Check each line below for the word "with" and give the number of lines that have it, nothing more.

> Saved data entries
※
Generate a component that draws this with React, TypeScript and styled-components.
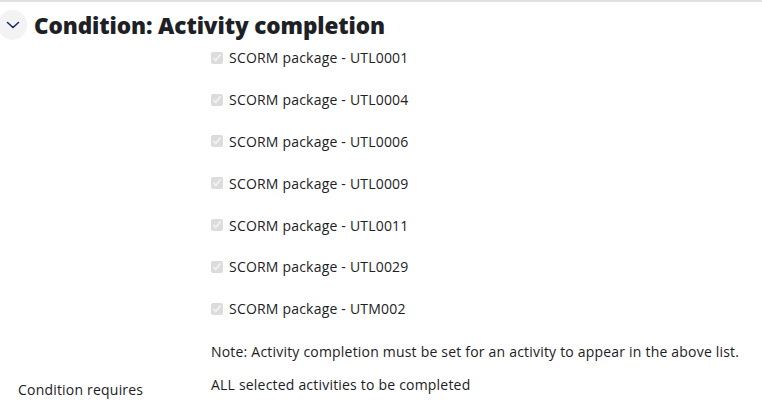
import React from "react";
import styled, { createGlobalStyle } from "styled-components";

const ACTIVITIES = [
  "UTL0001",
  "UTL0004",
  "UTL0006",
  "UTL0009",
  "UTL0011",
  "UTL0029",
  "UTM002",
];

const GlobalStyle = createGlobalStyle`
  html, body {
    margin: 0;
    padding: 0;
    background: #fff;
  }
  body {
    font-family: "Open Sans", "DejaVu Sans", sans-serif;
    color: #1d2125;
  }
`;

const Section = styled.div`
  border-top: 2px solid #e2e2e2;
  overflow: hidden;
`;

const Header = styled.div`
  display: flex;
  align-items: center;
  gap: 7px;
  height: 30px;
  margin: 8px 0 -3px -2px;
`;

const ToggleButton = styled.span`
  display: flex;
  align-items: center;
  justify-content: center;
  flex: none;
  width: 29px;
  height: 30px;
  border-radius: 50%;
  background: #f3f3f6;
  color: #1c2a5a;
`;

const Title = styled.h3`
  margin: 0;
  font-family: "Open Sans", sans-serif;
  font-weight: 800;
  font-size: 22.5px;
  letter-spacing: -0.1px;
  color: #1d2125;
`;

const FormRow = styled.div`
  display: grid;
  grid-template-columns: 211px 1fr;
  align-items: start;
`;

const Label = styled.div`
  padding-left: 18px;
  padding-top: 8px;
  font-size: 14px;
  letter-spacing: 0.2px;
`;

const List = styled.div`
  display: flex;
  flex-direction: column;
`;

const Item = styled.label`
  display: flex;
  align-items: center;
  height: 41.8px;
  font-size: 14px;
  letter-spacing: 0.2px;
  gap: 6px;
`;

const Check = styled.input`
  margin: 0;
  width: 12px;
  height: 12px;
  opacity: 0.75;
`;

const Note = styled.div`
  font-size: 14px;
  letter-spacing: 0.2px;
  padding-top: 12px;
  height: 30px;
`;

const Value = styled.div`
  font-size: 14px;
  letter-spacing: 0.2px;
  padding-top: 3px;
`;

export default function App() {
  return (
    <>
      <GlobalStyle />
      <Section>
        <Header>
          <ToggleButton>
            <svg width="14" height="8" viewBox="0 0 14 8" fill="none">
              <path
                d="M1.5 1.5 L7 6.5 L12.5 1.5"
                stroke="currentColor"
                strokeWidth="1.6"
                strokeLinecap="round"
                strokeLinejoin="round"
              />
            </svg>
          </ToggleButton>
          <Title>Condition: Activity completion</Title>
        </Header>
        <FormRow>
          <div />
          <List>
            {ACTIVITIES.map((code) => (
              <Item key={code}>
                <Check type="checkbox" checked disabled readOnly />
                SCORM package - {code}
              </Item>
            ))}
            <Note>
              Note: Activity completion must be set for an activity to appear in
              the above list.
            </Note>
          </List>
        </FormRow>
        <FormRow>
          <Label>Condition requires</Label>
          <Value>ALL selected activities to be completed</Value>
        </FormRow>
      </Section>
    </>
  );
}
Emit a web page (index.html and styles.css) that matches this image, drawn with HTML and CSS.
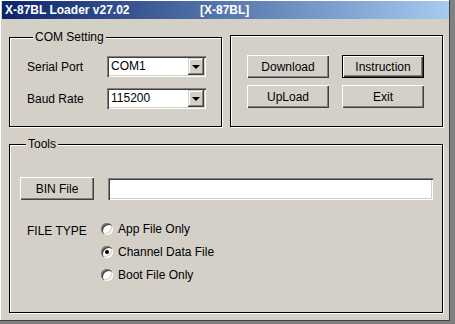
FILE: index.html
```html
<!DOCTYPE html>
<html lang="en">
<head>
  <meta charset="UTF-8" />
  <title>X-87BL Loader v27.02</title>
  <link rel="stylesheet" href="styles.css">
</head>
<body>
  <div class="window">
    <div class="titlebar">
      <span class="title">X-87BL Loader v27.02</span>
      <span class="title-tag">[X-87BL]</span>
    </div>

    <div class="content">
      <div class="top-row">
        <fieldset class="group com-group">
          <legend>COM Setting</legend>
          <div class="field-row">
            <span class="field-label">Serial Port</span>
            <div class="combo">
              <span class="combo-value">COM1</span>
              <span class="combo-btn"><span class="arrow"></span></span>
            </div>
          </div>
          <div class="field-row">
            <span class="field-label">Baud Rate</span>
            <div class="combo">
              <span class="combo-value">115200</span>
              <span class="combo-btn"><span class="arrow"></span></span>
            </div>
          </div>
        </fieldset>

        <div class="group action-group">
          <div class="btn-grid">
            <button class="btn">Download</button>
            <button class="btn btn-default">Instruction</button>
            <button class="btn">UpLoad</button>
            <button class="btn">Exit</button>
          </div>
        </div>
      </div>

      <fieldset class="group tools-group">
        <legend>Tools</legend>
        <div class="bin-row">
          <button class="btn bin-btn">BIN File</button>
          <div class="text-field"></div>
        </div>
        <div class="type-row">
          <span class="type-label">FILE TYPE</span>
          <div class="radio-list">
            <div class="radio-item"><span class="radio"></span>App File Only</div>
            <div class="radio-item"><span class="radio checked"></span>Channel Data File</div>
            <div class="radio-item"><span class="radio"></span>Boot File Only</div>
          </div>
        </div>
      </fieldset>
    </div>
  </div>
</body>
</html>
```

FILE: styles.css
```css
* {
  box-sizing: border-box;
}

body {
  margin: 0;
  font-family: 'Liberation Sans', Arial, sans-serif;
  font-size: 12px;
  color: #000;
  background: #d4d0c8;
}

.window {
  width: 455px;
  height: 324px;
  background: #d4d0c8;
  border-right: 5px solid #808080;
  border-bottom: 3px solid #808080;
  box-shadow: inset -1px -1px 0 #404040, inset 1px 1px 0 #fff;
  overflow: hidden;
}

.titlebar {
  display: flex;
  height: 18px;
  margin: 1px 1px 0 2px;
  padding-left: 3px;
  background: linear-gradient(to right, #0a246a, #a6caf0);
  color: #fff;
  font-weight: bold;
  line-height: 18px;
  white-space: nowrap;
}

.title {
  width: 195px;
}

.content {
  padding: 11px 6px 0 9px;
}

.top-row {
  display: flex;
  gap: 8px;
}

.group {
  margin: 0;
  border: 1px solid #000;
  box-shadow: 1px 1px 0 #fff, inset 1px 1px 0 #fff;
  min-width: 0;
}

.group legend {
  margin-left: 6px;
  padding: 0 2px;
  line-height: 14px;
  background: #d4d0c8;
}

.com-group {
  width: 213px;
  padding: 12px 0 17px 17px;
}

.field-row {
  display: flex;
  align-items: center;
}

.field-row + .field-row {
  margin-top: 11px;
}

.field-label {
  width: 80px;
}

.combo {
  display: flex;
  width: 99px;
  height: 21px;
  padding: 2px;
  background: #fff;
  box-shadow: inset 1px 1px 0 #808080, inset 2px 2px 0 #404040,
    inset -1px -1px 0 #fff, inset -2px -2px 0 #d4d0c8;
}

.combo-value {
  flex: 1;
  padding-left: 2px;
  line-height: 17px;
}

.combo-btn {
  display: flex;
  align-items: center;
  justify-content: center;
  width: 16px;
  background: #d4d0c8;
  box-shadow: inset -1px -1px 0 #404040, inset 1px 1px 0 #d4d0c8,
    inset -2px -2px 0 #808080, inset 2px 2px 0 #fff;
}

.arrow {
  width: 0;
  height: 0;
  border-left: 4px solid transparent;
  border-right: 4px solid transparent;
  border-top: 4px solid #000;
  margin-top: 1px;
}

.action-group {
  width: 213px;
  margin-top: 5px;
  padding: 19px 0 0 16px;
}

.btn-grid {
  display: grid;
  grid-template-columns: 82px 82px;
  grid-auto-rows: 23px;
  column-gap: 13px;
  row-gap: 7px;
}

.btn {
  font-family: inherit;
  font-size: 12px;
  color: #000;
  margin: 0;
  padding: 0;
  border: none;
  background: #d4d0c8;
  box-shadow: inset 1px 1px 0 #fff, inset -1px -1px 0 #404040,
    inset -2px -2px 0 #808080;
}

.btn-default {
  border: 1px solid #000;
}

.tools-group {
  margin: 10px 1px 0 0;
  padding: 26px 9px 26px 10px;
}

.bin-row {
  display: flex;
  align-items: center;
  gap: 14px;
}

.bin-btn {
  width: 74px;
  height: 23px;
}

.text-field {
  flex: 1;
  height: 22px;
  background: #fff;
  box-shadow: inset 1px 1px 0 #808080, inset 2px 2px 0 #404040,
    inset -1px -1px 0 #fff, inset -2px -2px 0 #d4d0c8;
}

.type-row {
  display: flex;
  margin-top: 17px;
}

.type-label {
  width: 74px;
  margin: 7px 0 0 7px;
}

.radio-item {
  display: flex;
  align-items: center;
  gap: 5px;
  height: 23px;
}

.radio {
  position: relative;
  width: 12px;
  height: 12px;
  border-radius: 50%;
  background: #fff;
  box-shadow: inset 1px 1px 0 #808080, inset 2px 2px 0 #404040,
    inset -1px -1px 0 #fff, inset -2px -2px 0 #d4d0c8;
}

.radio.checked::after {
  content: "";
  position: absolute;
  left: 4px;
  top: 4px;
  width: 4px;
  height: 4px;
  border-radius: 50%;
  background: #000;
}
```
※
> FINISHED ANSWER
2